Miyazawa ruins (宮沢遺跡, Miyazawa iseki) is an archaeological site located in the Furukawa district of what is now the city of Ōsaki, Miyagi Prefecture in the Tōhoku region of northern Japan. The site contains a late Nara period to early Heian period jōsaku-style Japanese castle. It has been protected by the central government as a National Historic Site since 1976.

==Overview==
In the late Nara period, after the establishment of a centralized government under the Ritsuryō system, the imperial court sent a number of military expeditions to what is now the Tōhoku region of northern Japan to bring the local Emishi tribes under its control. After the establishment of Taga Castle, Yamato forces gradually pushed into the hinterland of what is now Miyagi Prefecture, establishing several fortified settlements against increasing Emishi opposition.
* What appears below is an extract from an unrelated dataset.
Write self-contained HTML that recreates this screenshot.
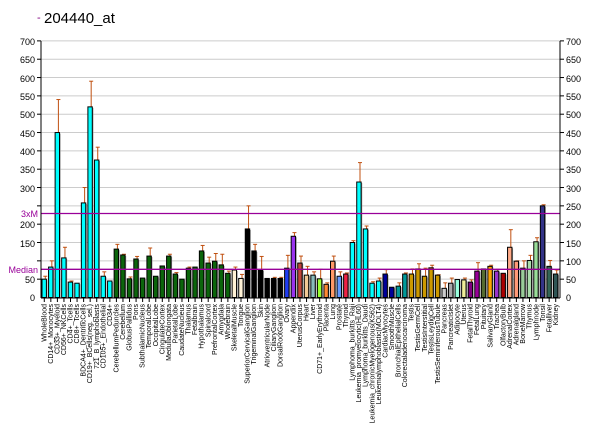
<!DOCTYPE html>
<html><head><meta charset="utf-8"><style>
html,body{margin:0;padding:0;background:#fff;}
svg{display:block;font-family:"Liberation Sans",sans-serif;}
.yl{font-size:9px;fill:#000;}
</style></head><body>
<svg id="s" width="600" height="434" viewBox="0 0 600 434" xmlns="http://www.w3.org/2000/svg" style="position:absolute;left:0;top:0">
<rect width="600" height="434" fill="#fff"/>
<text x="37" y="21" font-size="11" fill="#800080">-</text>
<text x="44" y="23" font-size="15" fill="#000">204440_at</text>
<g id="grid"></g>
<g id="bars"></g>
<line x1="41" y1="213.5" x2="560" y2="213.5" stroke="#990099" stroke-width="1.3"/>
<line x1="41" y1="269.3" x2="560" y2="269.3" stroke="#990099" stroke-width="1.3"/>
<line x1="41" y1="41" x2="41" y2="298" stroke="#000"/>
<line x1="560" y1="41" x2="560" y2="298" stroke="#000"/>
<line x1="41" y1="298" x2="560" y2="298" stroke="#000"/>
<g class="yl" text-anchor="end">
<text x="35" y="45">700</text><text x="35" y="63">650</text><text x="35" y="82">600</text><text x="35" y="100">550</text><text x="35" y="118">500</text><text x="35" y="137">450</text><text x="35" y="155">400</text><text x="35" y="173">350</text><text x="35" y="192">300</text><text x="35" y="228">200</text><text x="35" y="247">150</text><text x="35" y="283">50</text><text x="35" y="301">0</text>
</g>
<text x="38" y="217" font-size="9" fill="#990099" text-anchor="end">3xM</text>
<text x="38" y="273" font-size="9" fill="#990099" text-anchor="end">Median</text>
<g class="yl">
<text x="566" y="45">700</text><text x="566" y="63">650</text><text x="566" y="82">600</text><text x="566" y="100">550</text><text x="566" y="118">500</text><text x="566" y="137">450</text><text x="566" y="155">400</text><text x="566" y="173">350</text><text x="566" y="192">300</text><text x="566" y="210">250</text><text x="566" y="228">200</text><text x="566" y="247">150</text><text x="566" y="265">100</text><text x="566" y="283">50</text><text x="566" y="301">0</text>
</g>
</svg>
<script>
(function(){
var v=[50,83,450,108,42,39,258,520,375,58,45,132,116,51,105,53,113,58,86,113,64,50,80,83,127,94,99,89,66,75,52,187,127,75,52,52,52,80,167,94,61,61,51,36,99,58,64,150,315,187,39,45,64,28,31,64,64,78,58,81,61,25,39,49,48,42,72,78,85,72,66,137,99,80,101,152,250,85,64];
var e=[58,100,540,137,45,0,300,590,410,70,0,145,118,56,112,0,135,0,0,118,68,0,83,0,142,110,120,118,72,83,63,250,145,112,0,55,55,115,177,113,85,70,77,40,113,70,67,155,368,195,43,53,76,0,40,67,78,92,80,88,62,40,53,0,53,48,95,0,88,77,0,185,100,100,115,163,253,101,75];
var c=[],i;
for(i=0;i<11;i++)c.push("#00ffff");
for(i=0;i<18;i++)c.push("#0b650b");
c=c.concat(["#fff2d6","#fff2d6","#000","#000","#000","#000","#000","#000","#1f3cf0","#9933ee","#c0453a","#f2c996","#88bbbb","#99ff33","#ff8833","#ff9966","#6699ff","#ee2244","#00ffff","#00ffff","#00ffff","#00ffff","#00ffff","#000099","#000099","#009999","#009999","#cc9900","#cc9900","#cc9900","#cc9900","#cc9900","#cccccc","#aaaaaa","#99ffdd","#eeee99","#800080","#990099","#556b2f","#ffa500","#9933cc","#aa0000","#ffaa88","#ff9977","#99cc99","#aaddaa","#99dd99","#333388","#336655","#2f5555"]);
var ns="http://www.w3.org/2000/svg";
function el(t,a,p){var n=document.createElementNS(ns,t);for(var k in a)n.setAttribute(k,a[k]);p.appendChild(n);return n;}
var g=document.getElementById("grid");
function Y(val){return 297.5-val*0.3666;}
for(var k=1;k<=14;k++){var y=Y(k*50);el("line",{x1:41,x2:560,y1:y,y2:y,stroke:"#cccccc","stroke-width":1},g);
el("line",{x1:37,x2:41,y1:y,y2:y,stroke:"#000"},g);el("line",{x1:560,x2:564,y1:y,y2:y,stroke:"#000"},g);}
var b=document.getElementById("bars");
var w=518/79;
for(i=0;i<79;i++){
 var x0=41+i*w, cx=x0+w/2, ty=Y(v[i]);
 el("rect",{x:x0+2.5,y:ty+1,width:4,height:297.5-ty-1,fill:"#999"},b);
 if(e[i]>v[i]){var et=Y(e[i]);
  el("line",{x1:cx+1,x2:cx+1,y1:et,y2:ty,stroke:"#c05010","stroke-width":1},b);
  el("line",{x1:cx-1,x2:cx+3,y1:et,y2:et,stroke:"#c05010","stroke-width":1},b);}
 el("rect",{x:x0+1,y:ty,width:4.4,height:297.5-ty,fill:c[i],stroke:"#000","stroke-width":1},b);
 el("line",{x1:cx,x2:cx,y1:298,y2:302,stroke:"#000"},b);
}
})();
</script>
<div style="position:absolute;left:0;top:0;width:600px;height:434px;pointer-events:none">
<svg width="600" height="434" style="position:absolute;left:0;top:0" font-family="Liberation Sans, sans-serif" font-size="7" text-anchor="end">
<text transform="translate(46.3,304) rotate(-90)">WholeBlood</text>
<text transform="translate(52.8,304) rotate(-90)">CD14+_Monocytes</text>
<text transform="translate(59.4,304) rotate(-90)">CD33+_Myeloid</text>
<text transform="translate(66,304) rotate(-90)">CD56+_NKCells</text>
<text transform="translate(72.5,304) rotate(-90)">CD4+_Tcells</text>
<text transform="translate(79.1,304) rotate(-90)">CD8+_Tcells</text>
<text transform="translate(85.6,304) rotate(-90)">BDCA4+_DentriticCells</text>
<text transform="translate(92.2,304) rotate(-90)">CD19+_BCells(neg._sel.)</text>
<text transform="translate(98.8,304) rotate(-90)">721_B_lymphoblasts</text>
<text transform="translate(105.3,304) rotate(-90)">CD105+_Endothelial</text>
<text transform="translate(111.9,304) rotate(-90)">CD34+</text>
<text transform="translate(118.4,304) rotate(-90)">CerebellumPeduncles</text>
<text transform="translate(125,304) rotate(-90)">Cerebellum</text>
<text transform="translate(131.6,304) rotate(-90)">GlobusPallidus</text>
<text transform="translate(138.1,304) rotate(-90)">Pons</text>
<text transform="translate(144.7,304) rotate(-90)">SubthalamicNucleus</text>
<text transform="translate(151.2,304) rotate(-90)">TemporalLobe</text>
<text transform="translate(157.8,304) rotate(-90)">OccipitalLobe</text>
<text transform="translate(164.4,304) rotate(-90)">CingulateCortex</text>
<text transform="translate(170.9,304) rotate(-90)">MedullaOblongata</text>
<text transform="translate(177.5,304) rotate(-90)">ParietalLobe</text>
<text transform="translate(184,304) rotate(-90)">CaudateNucleus</text>
<text transform="translate(190.6,304) rotate(-90)">Thalamus</text>
<text transform="translate(197.2,304) rotate(-90)">Fetalbrain</text>
<text transform="translate(203.7,304) rotate(-90)">Hypothalamus</text>
<text transform="translate(210.3,304) rotate(-90)">Spinalcord</text>
<text transform="translate(216.8,304) rotate(-90)">PrefrontalCortex</text>
<text transform="translate(223.4,304) rotate(-90)">Amygdala</text>
<text transform="translate(230,304) rotate(-90)">Wholebrain</text>
<text transform="translate(236.5,304) rotate(-90)">SkeletalMuscle</text>
<text transform="translate(243.1,304) rotate(-90)">Tongue</text>
<text transform="translate(249.6,304) rotate(-90)">SuperiorCervicalGanglion</text>
<text transform="translate(256.2,304) rotate(-90)">TrigeminalGanglion</text>
<text transform="translate(262.8,304) rotate(-90)">Skin</text>
<text transform="translate(269.3,304) rotate(-90)">AtrioventricularNode</text>
<text transform="translate(275.9,304) rotate(-90)">CiliaryGanglion</text>
<text transform="translate(282.4,304) rotate(-90)">DorsalRootGanglion</text>
<text transform="translate(289,304) rotate(-90)">Ovary</text>
<text transform="translate(295.6,304) rotate(-90)">Appendix</text>
<text transform="translate(302.1,304) rotate(-90)">UterusCorpus</text>
<text transform="translate(308.7,304) rotate(-90)">Heart</text>
<text transform="translate(315.2,304) rotate(-90)">Liver</text>
<text transform="translate(321.8,304) rotate(-90)">CD71+_EarlyErythroid</text>
<text transform="translate(328.4,304) rotate(-90)">Placenta</text>
<text transform="translate(334.9,304) rotate(-90)">Lung</text>
<text transform="translate(341.5,304) rotate(-90)">Prostate</text>
<text transform="translate(348,304) rotate(-90)">Thyroid</text>
<text transform="translate(354.6,304) rotate(-90)">Lymphoma_burkitts_Raji</text>
<text transform="translate(361.2,304) rotate(-90)">Leukemia_promyelocytic(HL60)</text>
<text transform="translate(367.7,304) rotate(-90)">Lymphoma_burkitts_Daudi</text>
<text transform="translate(374.3,304) rotate(-90)">Leukemia_chronicMyelogenous(K562)</text>
<text transform="translate(380.8,304) rotate(-90)">Leukemialymphoblastic(MOLT4)</text>
<text transform="translate(387.4,304) rotate(-90)">CardiacMyocytes</text>
<text transform="translate(394,304) rotate(-90)">SmoothMuscle</text>
<text transform="translate(400.5,304) rotate(-90)">BronchialEpithelialCells</text>
<text transform="translate(407.1,304) rotate(-90)">Colorectaladenocarcinoma</text>
<text transform="translate(413.6,304) rotate(-90)">Testis</text>
<text transform="translate(420.2,304) rotate(-90)">TestisGermCell</text>
<text transform="translate(426.8,304) rotate(-90)">TestisInterstitial</text>
<text transform="translate(433.3,304) rotate(-90)">TestisLeydigCell</text>
<text transform="translate(439.9,304) rotate(-90)">TestisSeminiferousTubule</text>
<text transform="translate(446.4,304) rotate(-90)">Pancreas</text>
<text transform="translate(453,304) rotate(-90)">PancreaticIslet</text>
<text transform="translate(459.6,304) rotate(-90)">Adipocyte</text>
<text transform="translate(466.1,304) rotate(-90)">Uterus</text>
<text transform="translate(472.7,304) rotate(-90)">FetalThyroid</text>
<text transform="translate(479.2,304) rotate(-90)">FetalLung</text>
<text transform="translate(485.8,304) rotate(-90)">Pituitary</text>
<text transform="translate(492.4,304) rotate(-90)">SalivaryGland</text>
<text transform="translate(498.9,304) rotate(-90)">Trachea</text>
<text transform="translate(505.5,304) rotate(-90)">OlfactoryBulb</text>
<text transform="translate(512,304) rotate(-90)">AdrenalCortex</text>
<text transform="translate(518.6,304) rotate(-90)">Adrenalgland</text>
<text transform="translate(525.2,304) rotate(-90)">BoneMarrow</text>
<text transform="translate(531.7,304) rotate(-90)">Thymus</text>
<text transform="translate(538.3,304) rotate(-90)">Lymphnode</text>
<text transform="translate(544.8,304) rotate(-90)">Tonsil</text>
<text transform="translate(551.4,304) rotate(-90)">Fetalliver</text>
<text transform="translate(558,304) rotate(-90)">Kidney</text>
</svg>
</div>
</body></html>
The ruins of a very large fortification were discovered during construction work on the Tōhoku Expressway in 1974, and the site was excavated by the Miyagi Prefectural Board of Education from 1974-1977. The site is in a hilly area on the northern edge of the Ōsaki Plain at an altitude of around 50 meters, and extends 1400 meters east-west by 850 meters north-south. The roughly rectangular compound is surrounded by earthen ramparts, moat and a wooden palisade. Inside, post holes for buildings and the foundations of pit dwellings have been discovered, along with Sue pottery fragments and metal implements. From the style of the pottery discovered, the site was dated to the early Heian period. However, the fortification does not appear in any historical records, and there is some uncertainty if this was a josaku-type fortification, or the remains of a fortified government office site for Nagaoka District.

Part of the site has been made into an archaeological park, which is also known for its cherry blossoms in spring. The site is approximately 30 minutes by car from Furukawa Station on the Tohoku Shinkansen.